## Data rows
● ● ●

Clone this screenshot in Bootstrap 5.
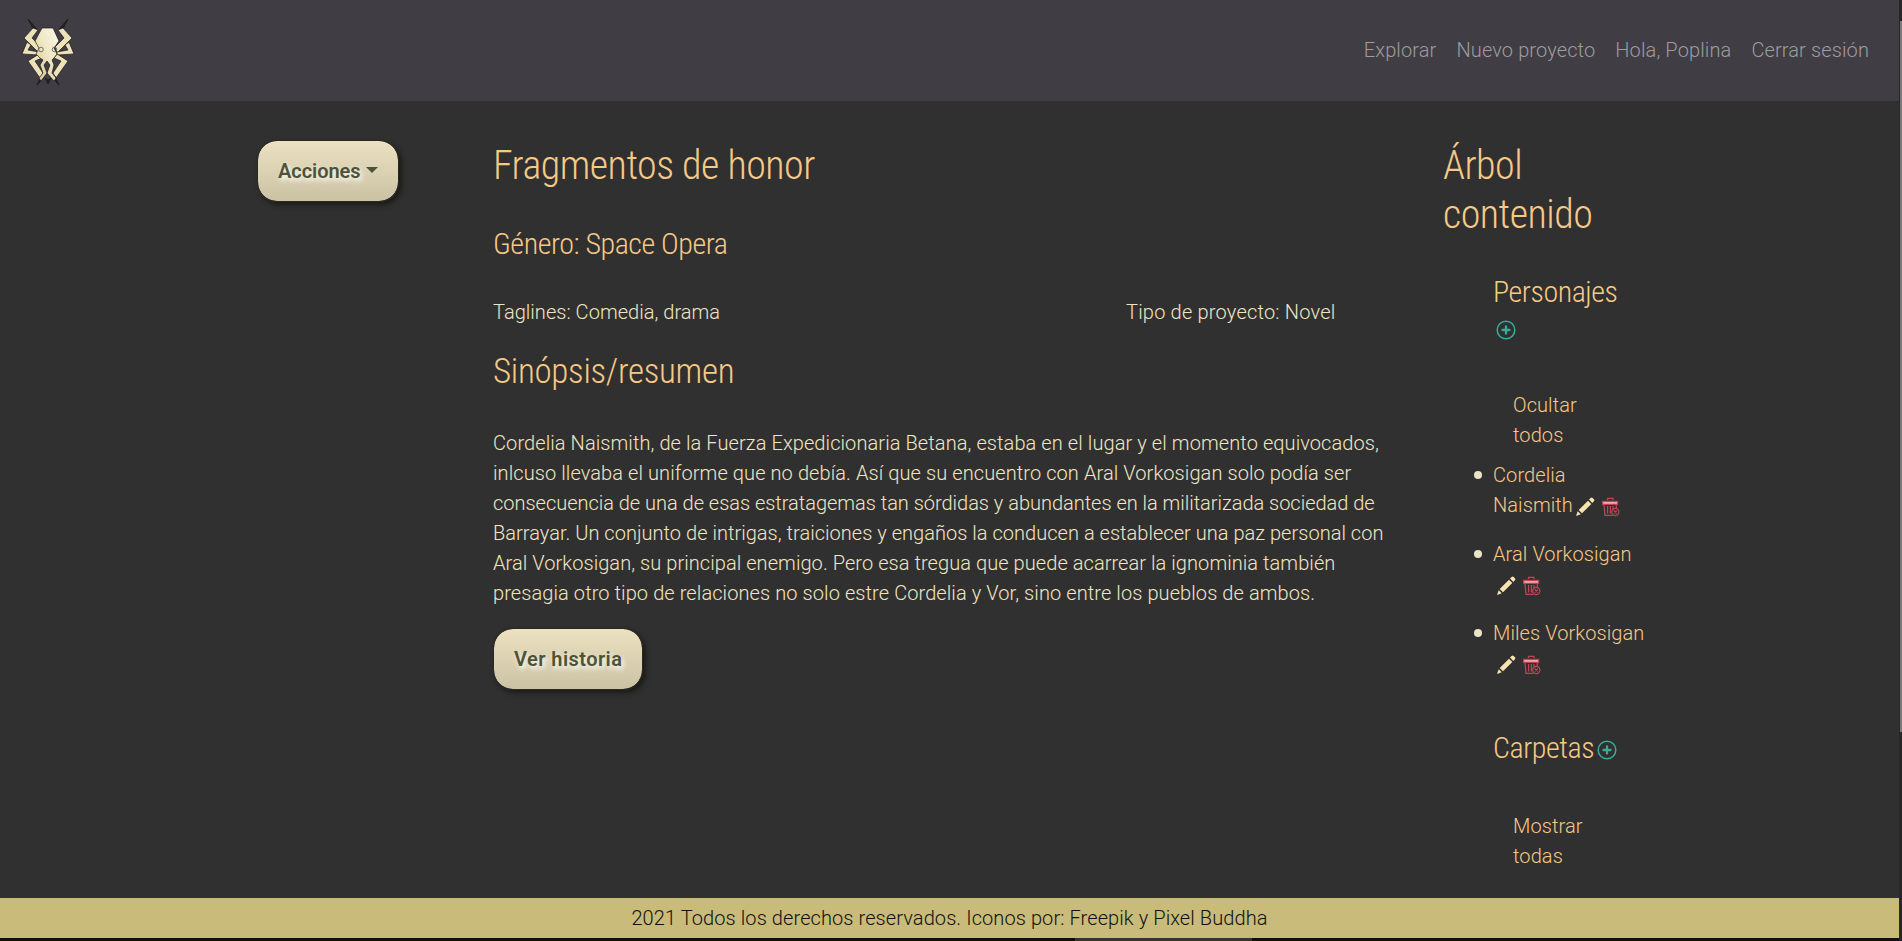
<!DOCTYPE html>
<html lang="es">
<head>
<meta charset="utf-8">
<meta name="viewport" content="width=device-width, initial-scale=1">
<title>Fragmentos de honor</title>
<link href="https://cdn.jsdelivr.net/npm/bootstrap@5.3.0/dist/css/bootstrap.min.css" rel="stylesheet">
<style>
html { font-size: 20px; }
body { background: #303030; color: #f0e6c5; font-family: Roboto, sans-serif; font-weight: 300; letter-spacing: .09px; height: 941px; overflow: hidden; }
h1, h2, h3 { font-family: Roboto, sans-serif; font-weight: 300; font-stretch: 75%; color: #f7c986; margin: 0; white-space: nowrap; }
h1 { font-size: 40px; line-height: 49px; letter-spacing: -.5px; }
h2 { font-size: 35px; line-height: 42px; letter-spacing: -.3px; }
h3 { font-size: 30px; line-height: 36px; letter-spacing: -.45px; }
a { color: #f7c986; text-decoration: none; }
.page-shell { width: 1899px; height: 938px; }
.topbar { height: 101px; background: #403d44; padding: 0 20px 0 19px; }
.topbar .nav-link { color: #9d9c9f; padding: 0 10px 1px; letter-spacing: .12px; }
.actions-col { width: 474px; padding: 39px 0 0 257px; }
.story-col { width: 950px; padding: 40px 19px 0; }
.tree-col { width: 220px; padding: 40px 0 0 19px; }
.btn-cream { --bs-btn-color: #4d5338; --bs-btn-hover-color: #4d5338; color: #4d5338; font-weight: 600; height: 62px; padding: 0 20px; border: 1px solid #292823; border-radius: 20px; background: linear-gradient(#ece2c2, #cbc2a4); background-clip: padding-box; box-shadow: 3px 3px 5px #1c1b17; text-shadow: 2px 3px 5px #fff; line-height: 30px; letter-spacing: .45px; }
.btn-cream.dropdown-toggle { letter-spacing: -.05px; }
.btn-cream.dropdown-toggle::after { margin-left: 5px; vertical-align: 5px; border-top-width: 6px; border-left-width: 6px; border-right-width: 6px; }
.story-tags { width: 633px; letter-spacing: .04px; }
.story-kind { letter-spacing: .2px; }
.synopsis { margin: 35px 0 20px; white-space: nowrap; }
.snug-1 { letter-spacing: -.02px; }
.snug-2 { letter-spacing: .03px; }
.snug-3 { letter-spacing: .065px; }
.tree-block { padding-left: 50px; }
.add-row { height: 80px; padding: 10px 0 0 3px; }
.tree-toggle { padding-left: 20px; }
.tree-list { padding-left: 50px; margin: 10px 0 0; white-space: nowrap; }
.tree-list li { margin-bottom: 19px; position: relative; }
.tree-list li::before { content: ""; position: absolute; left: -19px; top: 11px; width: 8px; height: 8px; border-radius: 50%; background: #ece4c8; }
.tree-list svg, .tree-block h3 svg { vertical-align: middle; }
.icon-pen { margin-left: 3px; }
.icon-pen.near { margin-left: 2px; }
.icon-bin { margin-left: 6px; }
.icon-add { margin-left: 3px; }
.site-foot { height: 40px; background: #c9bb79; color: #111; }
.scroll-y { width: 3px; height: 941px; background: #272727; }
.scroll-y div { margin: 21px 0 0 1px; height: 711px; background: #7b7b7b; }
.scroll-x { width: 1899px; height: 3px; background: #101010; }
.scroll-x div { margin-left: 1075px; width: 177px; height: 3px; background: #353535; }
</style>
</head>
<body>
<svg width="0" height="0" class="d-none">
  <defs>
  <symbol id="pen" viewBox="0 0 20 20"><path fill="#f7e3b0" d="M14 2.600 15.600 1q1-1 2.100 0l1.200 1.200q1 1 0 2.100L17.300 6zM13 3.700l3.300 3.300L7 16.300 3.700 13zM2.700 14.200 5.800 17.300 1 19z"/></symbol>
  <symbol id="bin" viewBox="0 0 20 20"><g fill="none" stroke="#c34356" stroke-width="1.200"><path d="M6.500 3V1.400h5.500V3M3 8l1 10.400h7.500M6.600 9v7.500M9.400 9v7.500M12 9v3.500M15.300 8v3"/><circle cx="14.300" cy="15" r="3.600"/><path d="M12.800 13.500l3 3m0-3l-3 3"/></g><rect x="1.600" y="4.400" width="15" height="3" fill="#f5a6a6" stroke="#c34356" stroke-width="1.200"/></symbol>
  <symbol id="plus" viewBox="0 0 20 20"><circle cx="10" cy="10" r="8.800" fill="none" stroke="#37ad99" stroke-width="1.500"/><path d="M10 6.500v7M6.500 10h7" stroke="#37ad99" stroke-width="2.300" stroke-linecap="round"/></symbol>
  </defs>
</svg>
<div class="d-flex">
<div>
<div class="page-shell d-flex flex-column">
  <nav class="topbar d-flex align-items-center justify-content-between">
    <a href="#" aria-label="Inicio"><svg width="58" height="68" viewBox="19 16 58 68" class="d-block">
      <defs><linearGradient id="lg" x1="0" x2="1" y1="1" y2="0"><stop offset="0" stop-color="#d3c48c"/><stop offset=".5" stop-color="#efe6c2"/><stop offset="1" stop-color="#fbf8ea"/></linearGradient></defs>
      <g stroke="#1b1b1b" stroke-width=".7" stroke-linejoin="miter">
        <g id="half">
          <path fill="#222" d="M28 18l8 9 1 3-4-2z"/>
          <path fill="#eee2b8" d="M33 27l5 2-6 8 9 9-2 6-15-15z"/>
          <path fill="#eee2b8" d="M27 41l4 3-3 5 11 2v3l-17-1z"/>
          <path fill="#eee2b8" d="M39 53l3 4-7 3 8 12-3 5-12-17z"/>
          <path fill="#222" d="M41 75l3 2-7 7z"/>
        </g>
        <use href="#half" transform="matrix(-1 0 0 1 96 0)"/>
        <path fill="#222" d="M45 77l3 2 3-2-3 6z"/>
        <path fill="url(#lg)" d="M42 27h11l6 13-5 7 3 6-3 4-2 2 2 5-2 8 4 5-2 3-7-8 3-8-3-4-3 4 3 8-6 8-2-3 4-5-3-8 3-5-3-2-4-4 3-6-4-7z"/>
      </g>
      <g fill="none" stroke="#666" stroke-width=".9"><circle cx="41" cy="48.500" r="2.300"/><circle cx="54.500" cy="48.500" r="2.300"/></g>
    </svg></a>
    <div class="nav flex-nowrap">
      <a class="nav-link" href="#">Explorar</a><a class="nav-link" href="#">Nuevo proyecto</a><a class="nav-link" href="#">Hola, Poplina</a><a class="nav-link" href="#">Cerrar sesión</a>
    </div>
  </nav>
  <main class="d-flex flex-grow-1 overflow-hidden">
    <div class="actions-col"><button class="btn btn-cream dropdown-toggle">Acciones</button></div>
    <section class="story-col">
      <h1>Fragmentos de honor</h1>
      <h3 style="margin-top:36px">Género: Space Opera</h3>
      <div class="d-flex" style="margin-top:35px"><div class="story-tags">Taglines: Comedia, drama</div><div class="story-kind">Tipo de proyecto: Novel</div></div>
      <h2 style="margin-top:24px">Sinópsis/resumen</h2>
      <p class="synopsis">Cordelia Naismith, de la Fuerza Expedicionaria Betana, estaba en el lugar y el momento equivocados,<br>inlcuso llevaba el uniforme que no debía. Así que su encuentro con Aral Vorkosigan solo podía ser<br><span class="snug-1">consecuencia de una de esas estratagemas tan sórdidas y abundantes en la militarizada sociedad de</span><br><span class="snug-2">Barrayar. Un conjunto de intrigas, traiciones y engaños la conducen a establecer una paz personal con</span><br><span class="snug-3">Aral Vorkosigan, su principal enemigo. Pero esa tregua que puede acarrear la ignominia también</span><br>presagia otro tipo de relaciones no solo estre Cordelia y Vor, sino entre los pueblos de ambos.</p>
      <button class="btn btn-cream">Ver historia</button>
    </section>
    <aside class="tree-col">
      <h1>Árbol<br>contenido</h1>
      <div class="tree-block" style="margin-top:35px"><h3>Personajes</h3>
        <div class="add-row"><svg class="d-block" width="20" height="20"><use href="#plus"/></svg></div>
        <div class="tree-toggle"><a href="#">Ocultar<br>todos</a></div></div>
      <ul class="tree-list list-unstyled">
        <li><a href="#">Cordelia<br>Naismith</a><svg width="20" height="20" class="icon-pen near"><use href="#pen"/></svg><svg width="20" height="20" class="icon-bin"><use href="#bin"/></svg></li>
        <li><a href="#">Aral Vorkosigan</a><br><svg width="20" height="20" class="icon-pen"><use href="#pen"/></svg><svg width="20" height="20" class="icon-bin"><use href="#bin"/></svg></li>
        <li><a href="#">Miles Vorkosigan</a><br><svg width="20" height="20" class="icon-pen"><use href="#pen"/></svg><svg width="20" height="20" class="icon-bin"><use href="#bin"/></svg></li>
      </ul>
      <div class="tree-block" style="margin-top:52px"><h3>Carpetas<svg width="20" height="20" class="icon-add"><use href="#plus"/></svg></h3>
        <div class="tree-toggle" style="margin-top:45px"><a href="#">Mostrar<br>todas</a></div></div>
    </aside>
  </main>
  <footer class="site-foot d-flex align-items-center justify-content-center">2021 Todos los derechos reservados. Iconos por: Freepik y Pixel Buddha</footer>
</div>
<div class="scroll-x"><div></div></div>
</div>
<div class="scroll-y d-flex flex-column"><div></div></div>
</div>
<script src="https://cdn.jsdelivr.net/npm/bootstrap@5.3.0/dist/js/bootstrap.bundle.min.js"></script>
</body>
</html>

● ● ●

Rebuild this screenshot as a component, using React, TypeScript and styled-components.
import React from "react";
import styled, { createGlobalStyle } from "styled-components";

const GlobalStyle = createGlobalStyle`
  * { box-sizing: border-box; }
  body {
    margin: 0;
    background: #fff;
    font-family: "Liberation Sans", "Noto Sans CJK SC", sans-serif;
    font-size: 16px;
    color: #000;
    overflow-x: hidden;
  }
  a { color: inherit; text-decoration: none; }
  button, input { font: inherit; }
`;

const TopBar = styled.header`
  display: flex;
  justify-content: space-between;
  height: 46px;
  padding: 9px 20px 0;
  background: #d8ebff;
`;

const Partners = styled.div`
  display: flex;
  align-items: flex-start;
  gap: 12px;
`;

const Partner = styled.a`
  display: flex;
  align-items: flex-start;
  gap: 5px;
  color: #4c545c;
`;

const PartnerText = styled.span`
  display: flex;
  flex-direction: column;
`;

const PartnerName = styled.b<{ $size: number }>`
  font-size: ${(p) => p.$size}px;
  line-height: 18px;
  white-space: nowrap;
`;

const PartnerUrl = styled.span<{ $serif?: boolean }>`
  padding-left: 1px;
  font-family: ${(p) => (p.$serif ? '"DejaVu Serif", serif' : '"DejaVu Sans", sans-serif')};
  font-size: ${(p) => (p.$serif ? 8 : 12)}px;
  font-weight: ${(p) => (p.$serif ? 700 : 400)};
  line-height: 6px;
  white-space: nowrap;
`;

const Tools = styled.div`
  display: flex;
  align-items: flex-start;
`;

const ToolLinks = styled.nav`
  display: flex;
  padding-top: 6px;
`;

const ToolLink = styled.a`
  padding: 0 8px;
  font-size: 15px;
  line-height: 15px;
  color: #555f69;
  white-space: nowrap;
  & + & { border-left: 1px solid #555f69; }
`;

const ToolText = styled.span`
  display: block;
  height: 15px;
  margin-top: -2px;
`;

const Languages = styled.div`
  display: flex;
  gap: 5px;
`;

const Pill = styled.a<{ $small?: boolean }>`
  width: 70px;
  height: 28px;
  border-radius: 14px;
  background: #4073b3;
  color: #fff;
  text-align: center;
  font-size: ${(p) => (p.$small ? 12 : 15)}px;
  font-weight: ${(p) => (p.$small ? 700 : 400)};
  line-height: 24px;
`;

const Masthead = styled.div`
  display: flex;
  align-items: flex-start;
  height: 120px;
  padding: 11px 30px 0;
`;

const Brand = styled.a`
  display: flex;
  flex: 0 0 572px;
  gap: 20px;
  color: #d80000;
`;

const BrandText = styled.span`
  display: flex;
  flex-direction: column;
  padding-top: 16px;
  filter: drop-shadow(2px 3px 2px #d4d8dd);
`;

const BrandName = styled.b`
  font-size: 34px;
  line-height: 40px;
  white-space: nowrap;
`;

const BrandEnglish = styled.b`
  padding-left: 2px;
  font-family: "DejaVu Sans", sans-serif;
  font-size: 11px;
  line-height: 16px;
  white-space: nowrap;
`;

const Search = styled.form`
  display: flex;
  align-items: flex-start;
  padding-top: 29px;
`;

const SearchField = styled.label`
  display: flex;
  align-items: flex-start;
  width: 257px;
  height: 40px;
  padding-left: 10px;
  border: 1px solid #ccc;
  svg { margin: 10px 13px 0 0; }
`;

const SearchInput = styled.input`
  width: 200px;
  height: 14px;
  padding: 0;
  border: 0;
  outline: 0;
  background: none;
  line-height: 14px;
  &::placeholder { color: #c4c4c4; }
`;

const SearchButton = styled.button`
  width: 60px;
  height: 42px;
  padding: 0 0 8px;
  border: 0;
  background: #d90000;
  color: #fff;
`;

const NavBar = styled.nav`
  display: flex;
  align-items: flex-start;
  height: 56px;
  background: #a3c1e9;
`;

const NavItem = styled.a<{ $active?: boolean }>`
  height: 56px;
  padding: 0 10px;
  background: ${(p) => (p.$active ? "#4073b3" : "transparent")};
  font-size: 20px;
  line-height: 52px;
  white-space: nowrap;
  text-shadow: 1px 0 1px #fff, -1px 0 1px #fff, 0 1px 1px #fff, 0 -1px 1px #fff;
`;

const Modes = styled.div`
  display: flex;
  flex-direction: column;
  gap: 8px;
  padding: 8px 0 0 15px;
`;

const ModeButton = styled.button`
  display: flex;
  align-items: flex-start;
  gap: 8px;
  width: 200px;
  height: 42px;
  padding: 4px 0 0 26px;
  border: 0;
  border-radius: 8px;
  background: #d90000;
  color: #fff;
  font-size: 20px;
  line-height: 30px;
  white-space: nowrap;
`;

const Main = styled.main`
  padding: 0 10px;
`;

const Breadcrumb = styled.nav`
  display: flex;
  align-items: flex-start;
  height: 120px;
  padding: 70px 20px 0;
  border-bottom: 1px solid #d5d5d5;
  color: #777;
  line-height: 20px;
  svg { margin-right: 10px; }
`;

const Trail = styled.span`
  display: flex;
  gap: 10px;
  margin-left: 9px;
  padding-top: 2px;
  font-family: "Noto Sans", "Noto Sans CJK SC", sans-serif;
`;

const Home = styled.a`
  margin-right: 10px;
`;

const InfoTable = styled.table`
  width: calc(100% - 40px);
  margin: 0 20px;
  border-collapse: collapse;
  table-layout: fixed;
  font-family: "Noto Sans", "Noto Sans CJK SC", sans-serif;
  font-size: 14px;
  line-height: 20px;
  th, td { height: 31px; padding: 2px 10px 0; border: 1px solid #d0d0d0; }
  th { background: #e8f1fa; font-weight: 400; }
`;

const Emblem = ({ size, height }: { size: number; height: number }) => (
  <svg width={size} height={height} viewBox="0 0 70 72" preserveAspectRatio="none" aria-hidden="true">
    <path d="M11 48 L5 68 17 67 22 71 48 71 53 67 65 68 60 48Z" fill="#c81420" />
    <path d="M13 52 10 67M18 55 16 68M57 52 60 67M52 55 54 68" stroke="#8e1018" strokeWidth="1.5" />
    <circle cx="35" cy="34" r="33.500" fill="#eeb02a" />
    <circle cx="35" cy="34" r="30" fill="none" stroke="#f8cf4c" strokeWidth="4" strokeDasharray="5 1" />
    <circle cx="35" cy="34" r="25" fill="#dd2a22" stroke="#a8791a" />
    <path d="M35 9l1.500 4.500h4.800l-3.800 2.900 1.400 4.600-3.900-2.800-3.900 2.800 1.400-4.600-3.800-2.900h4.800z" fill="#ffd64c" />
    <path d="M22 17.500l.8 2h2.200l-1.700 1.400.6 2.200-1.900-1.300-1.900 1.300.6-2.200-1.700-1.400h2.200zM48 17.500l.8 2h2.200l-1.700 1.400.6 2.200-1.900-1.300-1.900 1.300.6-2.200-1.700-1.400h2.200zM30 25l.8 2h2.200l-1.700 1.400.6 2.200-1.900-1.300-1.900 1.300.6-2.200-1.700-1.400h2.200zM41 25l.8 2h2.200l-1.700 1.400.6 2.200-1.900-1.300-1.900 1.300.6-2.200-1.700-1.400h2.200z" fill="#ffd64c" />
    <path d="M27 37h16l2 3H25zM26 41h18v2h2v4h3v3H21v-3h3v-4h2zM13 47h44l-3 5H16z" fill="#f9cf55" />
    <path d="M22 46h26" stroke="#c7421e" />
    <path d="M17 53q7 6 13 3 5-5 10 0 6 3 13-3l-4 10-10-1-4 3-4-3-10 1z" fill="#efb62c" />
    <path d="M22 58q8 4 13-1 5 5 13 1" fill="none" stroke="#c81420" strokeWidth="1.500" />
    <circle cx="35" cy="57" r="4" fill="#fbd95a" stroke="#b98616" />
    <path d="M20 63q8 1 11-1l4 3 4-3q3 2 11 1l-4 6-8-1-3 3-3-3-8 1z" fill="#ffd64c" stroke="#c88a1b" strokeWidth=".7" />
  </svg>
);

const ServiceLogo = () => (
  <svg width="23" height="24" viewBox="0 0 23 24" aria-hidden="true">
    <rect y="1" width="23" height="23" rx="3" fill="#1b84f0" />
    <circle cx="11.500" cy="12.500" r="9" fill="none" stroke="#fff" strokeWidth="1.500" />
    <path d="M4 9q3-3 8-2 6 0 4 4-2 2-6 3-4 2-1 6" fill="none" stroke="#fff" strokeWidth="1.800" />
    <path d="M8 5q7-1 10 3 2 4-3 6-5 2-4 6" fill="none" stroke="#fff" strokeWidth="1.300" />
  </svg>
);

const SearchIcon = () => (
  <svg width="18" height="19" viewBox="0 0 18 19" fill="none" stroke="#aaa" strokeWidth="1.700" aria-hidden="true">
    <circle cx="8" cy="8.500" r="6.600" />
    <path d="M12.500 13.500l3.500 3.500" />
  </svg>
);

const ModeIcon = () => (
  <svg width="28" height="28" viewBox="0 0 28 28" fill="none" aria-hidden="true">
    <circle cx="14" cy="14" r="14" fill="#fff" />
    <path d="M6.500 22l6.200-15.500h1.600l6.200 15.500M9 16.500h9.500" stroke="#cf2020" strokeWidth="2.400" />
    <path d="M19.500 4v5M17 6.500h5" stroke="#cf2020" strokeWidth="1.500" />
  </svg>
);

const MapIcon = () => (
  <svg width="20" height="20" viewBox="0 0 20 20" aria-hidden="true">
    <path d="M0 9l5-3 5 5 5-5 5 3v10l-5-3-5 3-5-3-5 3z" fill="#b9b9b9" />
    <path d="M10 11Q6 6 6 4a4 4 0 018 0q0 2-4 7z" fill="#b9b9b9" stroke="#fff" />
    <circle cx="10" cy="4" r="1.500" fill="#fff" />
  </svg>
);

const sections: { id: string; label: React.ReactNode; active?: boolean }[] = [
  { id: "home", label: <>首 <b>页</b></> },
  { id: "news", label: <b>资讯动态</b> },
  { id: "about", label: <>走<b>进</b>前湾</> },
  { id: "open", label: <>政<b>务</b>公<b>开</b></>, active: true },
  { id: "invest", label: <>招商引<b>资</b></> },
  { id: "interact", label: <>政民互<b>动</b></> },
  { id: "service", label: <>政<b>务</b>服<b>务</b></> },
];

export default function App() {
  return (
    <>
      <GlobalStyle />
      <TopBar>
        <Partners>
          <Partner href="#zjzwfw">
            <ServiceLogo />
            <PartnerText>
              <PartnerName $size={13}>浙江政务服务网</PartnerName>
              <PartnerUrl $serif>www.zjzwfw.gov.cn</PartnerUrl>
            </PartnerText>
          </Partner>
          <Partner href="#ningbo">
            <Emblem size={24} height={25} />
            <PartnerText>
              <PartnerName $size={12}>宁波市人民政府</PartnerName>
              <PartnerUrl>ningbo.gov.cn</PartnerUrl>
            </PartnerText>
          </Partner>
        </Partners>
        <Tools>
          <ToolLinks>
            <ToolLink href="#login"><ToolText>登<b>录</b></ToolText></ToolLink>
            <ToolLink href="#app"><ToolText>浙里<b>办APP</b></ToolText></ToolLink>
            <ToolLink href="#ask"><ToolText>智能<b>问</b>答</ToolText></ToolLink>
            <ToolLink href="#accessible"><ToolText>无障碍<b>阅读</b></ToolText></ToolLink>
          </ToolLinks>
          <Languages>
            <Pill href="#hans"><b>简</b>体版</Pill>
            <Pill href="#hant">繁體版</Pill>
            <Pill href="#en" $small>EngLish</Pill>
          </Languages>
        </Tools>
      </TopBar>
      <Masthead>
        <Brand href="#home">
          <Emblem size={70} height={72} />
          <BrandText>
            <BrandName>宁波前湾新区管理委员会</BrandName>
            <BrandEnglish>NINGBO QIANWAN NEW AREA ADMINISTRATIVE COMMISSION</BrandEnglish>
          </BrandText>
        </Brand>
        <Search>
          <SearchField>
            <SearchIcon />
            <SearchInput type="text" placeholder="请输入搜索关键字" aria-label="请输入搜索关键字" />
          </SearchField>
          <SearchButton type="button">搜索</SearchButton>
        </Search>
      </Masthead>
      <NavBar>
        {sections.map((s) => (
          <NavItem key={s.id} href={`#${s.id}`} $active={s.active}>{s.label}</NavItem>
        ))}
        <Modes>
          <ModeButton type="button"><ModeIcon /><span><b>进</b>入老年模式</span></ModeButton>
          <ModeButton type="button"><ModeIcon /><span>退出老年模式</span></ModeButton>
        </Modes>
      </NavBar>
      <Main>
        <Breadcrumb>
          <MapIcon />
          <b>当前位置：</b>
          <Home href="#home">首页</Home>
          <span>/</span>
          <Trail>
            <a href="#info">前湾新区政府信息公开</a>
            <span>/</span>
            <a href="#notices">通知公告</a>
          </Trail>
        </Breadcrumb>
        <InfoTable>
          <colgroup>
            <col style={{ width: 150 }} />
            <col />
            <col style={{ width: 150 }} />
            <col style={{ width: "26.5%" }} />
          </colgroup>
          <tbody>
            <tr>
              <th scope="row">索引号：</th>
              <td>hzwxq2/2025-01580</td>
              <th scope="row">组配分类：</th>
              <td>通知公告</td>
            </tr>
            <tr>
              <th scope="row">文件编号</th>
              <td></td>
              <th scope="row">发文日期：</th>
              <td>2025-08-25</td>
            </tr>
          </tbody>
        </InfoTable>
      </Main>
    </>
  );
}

● ● ●

## Goal of the exercise
For the entries shown above, give the number of lines that include the word "components", without any other text.

## Completed exercise
2